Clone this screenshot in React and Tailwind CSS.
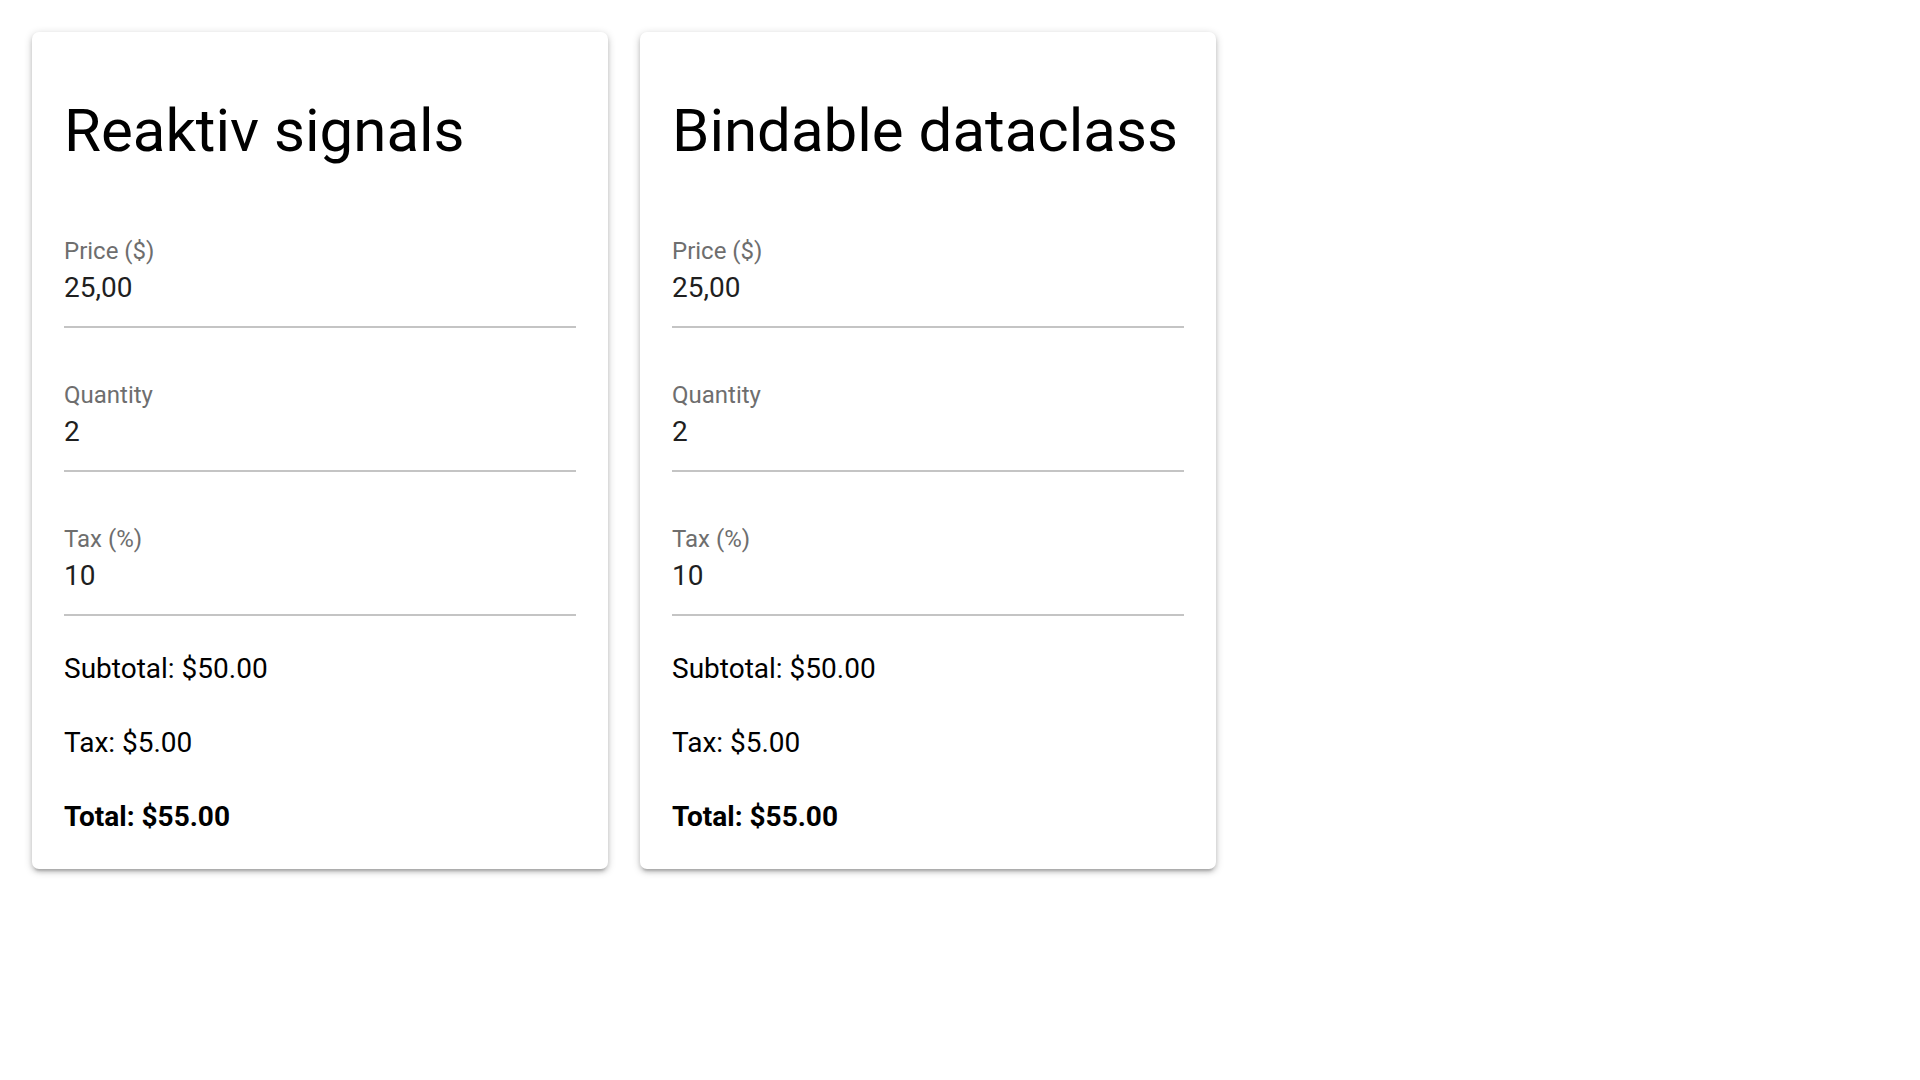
const fields = [
  { label: 'Price ($)', value: '25,00' },
  { label: 'Quantity', value: '2' },
  { label: 'Tax (%)', value: '10' },
]

function Field({ label, value }) {
  return (
    <div className="flex flex-col mt-[53px]">
      <span className="text-[24px] leading-[28px] text-[#6e6e6e]">{label}</span>
      <span className="mt-[7px] text-[28px] leading-[32px] text-[#1f1f1f]">{value}</span>
      <div className="mt-[22px] h-[2px] bg-[#c4c4c4]" />
    </div>
  )
}

function CalcCard({ title }) {
  return (
    <div className="w-[576px] shrink-0 flex flex-col bg-white rounded-[7px] px-8 pb-[31px] pt-8 shadow-[0_2px_9px_rgba(0,0,0,0.2),0_3px_4px_rgba(0,0,0,0.14),0_5px_2px_-3px_rgba(0,0,0,0.12)]">
      <h1 className="mt-8 mb-[18px] text-[60px] leading-[70px] font-normal text-black">{title}</h1>
      {fields.map((f) => (
        <Field key={f.label} label={f.label} value={f.value} />
      ))}
      <div className="mt-[32px] flex flex-col gap-8 text-[28px] leading-[42px] text-black">
        <p>Subtotal: $50.00</p>
        <p>Tax: $5.00</p>
        <p className="font-bold">Total: $55.00</p>
      </div>
    </div>
  )
}

export default function App() {
  return (
    <div
      className="min-h-screen bg-white p-8 flex items-start gap-[32px]"
      style={{ fontFamily: 'Roboto, "Liberation Sans", sans-serif' }}
    >
      <CalcCard title="Reaktiv signals" />
      <CalcCard title="Bindable dataclass" />
    </div>
  )
}
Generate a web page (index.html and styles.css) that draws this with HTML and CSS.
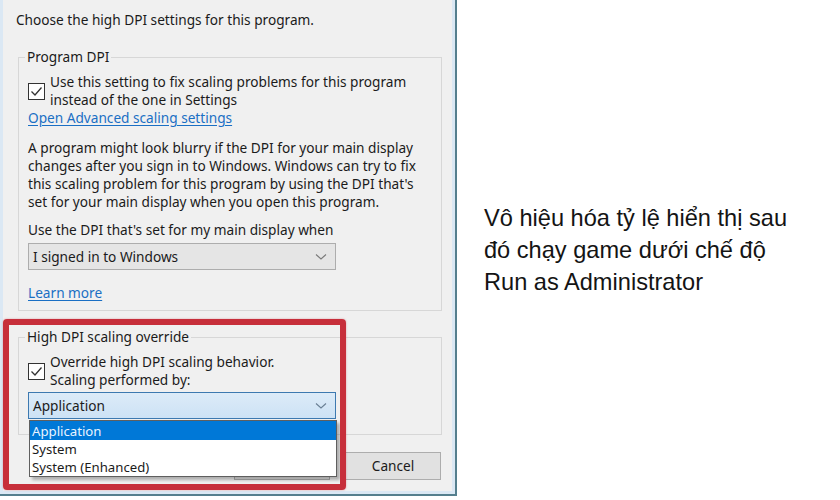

— WORK TO BE COMPLETED —
Return all the entries word for word, but omit any pictures they contain.

— EXPECTED ANSWER —
Clone this screenshot in React and Tailwind CSS.
const fields = [
  { label: 'Price ($)', value: '25,00' },
  { label: 'Quantity', value: '2' },
  { label: 'Tax (%)', value: '10' },
]

function Field({ label, value }) {
  return (
    <div className="flex flex-col mt-[53px]">
      <span className="text-[24px] leading-[28px] text-[#6e6e6e]">{label}</span>
      <span className="mt-[7px] text-[28px] leading-[32px] text-[#1f1f1f]">{value}</span>
      <div className="mt-[22px] h-[2px] bg-[#c4c4c4]" />
    </div>
  )
}

function CalcCard({ title }) {
  return (
    <div className="w-[576px] shrink-0 flex flex-col bg-white rounded-[7px] px-8 pb-[31px] pt-8 shadow-[0_2px_9px_rgba(0,0,0,0.2),0_3px_4px_rgba(0,0,0,0.14),0_5px_2px_-3px_rgba(0,0,0,0.12)]">
      <h1 className="mt-8 mb-[18px] text-[60px] leading-[70px] font-normal text-black">{title}</h1>
      {fields.map((f) => (
        <Field key={f.label} label={f.label} value={f.value} />
      ))}
      <div className="mt-[32px] flex flex-col gap-8 text-[28px] leading-[42px] text-black">
        <p>Subtotal: $50.00</p>
        <p>Tax: $5.00</p>
        <p className="font-bold">Total: $55.00</p>
      </div>
    </div>
  )
}

export default function App() {
  return (
    <div
      className="min-h-screen bg-white p-8 flex items-start gap-[32px]"
      style={{ fontFamily: 'Roboto, "Liberation Sans", sans-serif' }}
    >
      <CalcCard title="Reaktiv signals" />
      <CalcCard title="Bindable dataclass" />
    </div>
  )
}
Generate a web page (index.html and styles.css) that draws this with HTML and CSS.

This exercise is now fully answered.